This description of the islands was used in indigenous sources of the post-Roman period, which also used the phrase "Oceani Insulae" or "Islands of the Ocean" to describe other islands in the Atlantic and elsewhere. One example is the Life of Saint Columba, written in the late seventh century by Adomnán of Iona, an Irish monk living on the Inner Hebridean island. Jordanes writing in Getica (AD 551) also describes the various islands, particularly in the western Ocean as "islands of the ocean", naming various islands in the North Atlantic, and believing Scandinavia to be one of them. Jordanes subsequently gives a description of Britain, but does not mention Ireland. Isidore of Seville's Etymology, written in the early seventh century and one of the most used textbooks in Europe throughout the Middle Ages,[80] similarly lists Britain (Britannia), Ireland (called Scotia or Hibernia), Thule, and many other islands simply as "islands" or "islands of the Ocean" and uses no collective term.

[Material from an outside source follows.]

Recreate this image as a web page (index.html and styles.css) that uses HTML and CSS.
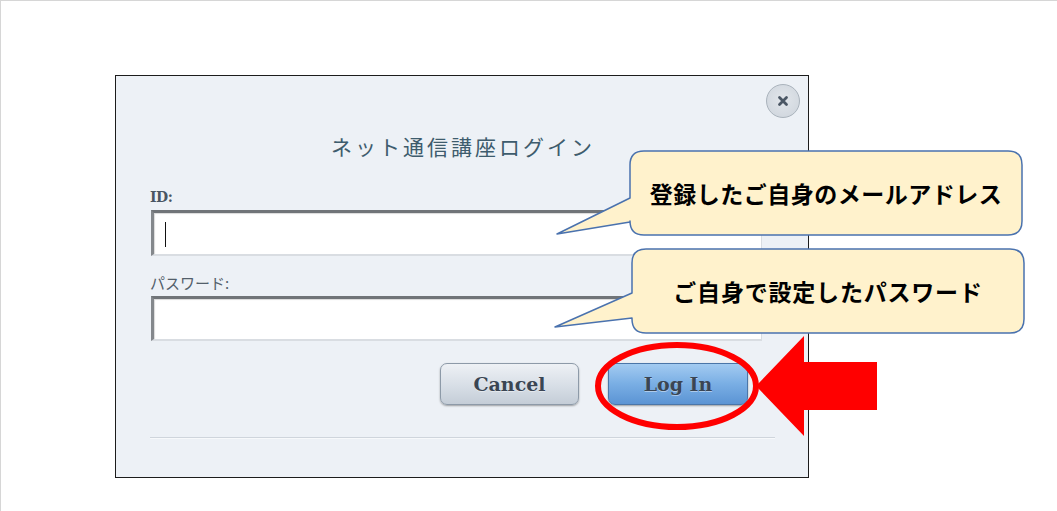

The Historia ecclesiastica gentis Anglorum of Bede written in the early eighth century describes the islands from a Northumbrian Anglo-Saxon viewpoint and does not give a collective term for the archipelago. It refers to "Brittania Oceani insula, cui quondam Albion nomen fuit" – "Britain, an island in the ocean, formerly called Albion". It treats Hibernia (Ireland) separately, and describes it as "properly the country of the Scots, who, migrating from thence, as has been said, added a third nation in Britain to the Britons and the Picts." [1]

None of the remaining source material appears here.